Building Accessible Components: A Checklist for Frontend Teams
Accessibility shouldn't be an afterthought. This checklist helps teams build components that are usable by everyone, with practical examples and testing strategies.
Building Accessible Components: A Checklist for Frontend Teams
Accessibility (a11y) is not a niche requirement — it's a core product quality.

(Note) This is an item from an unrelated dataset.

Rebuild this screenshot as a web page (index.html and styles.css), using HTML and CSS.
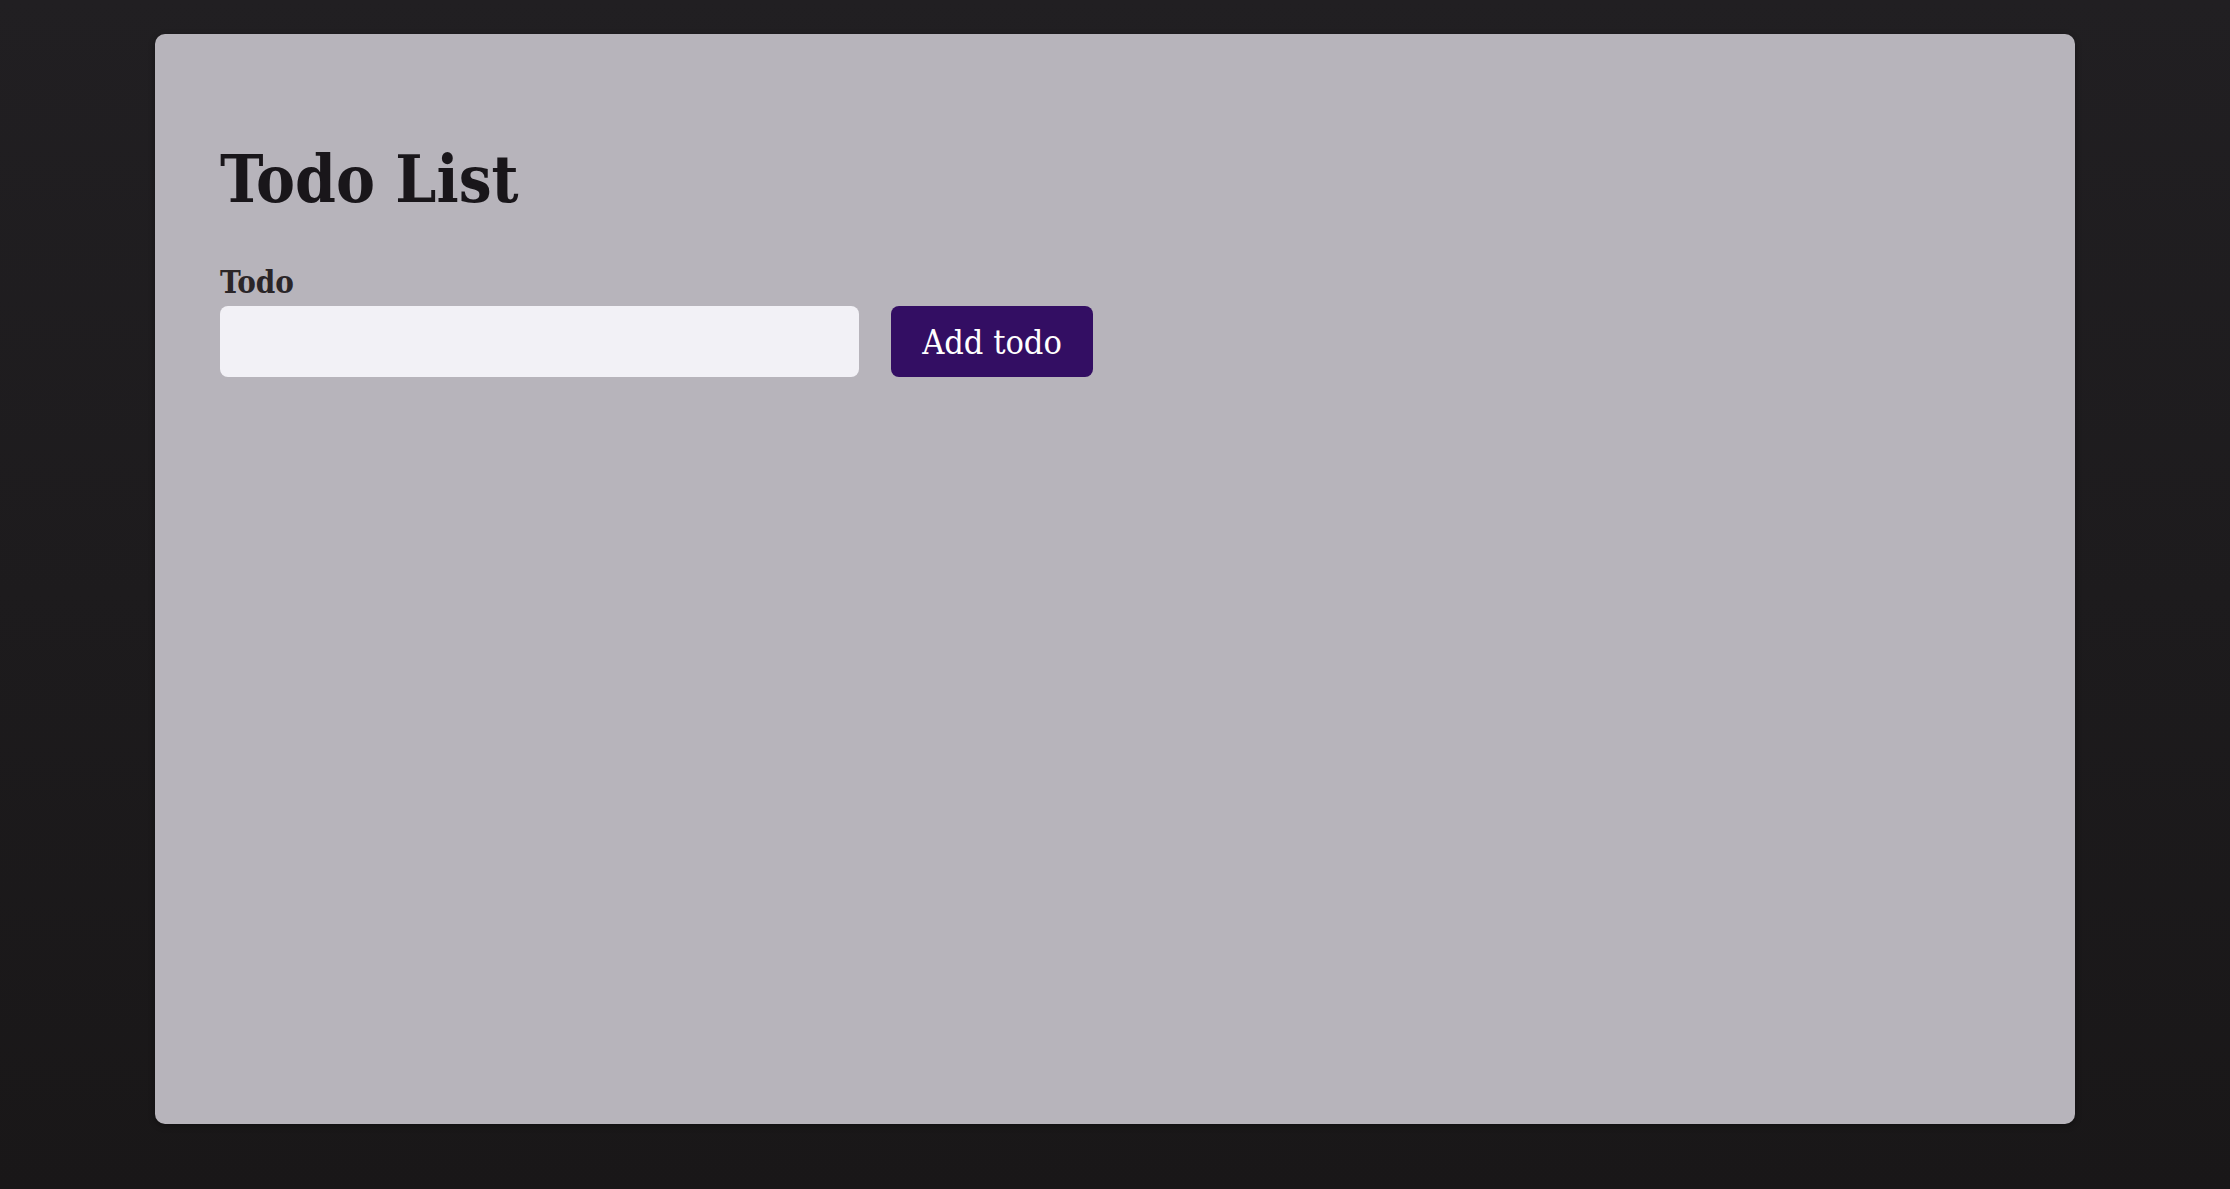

This article provides a pragmatic checklist and explains how to integrate accessibility into your component development workflow.
Design & planning
- Include accessibility goals in your definition of done.
- Design with content in mind: a component's variations should all have meaningful text and visible focus states.
- Plan for localization and text scaling.
Developer checklist
- Semantic HTML: prefer native elements (button, input) before custom role implementations.
- Keyboard support: every control must be operable with keyboard-only interaction.
- ARIA: use ARIA attributes only when necessary and keep them updated with state changes.
- Focus management: ensure focus order is logical and visible focus indicators are persistent.
- Color contrast: meet WCAG AA contrast ratio for text and UI elements.
- Responsive text: support browser-level font scaling without breaking layouts.
Testing strategies
Use automated tools and manual audits together:
- Automated: axe-core, Lighthouse, or Playwright accessibility checks as part of CI.
- Manual: screen reader testing (NVDA, VoiceOver) and keyboard-only walkthroughs.
- User testing: include participants with disabilities when possible.
Component examples
For custom components, emulate native roles. For example, a custom checkbox should expose role="checkbox", manage aria-checked, and respond to space key events. A dialog should trap focus and return focus on close.
Integrating into your workflow
- Include accessibility stories in your component library (Storybook with a11y addon).
- Run accessibility checks on PRs that change UI.
- Maintain a lightweight accessibility guide for your design system.
Organizational practices
Success requires leadership support. Include accessibility in roadmaps and allocate time for remediation. Reward accessibility improvements the same way you do performance or security fixes.
“Accessibility is quality engineering. It improves the product for everyone.”
Adopting these practices incrementally will lead to better user experiences, fewer regressions, and wider product reach. Start small: pick one component a week to harden for accessibility and expand from there.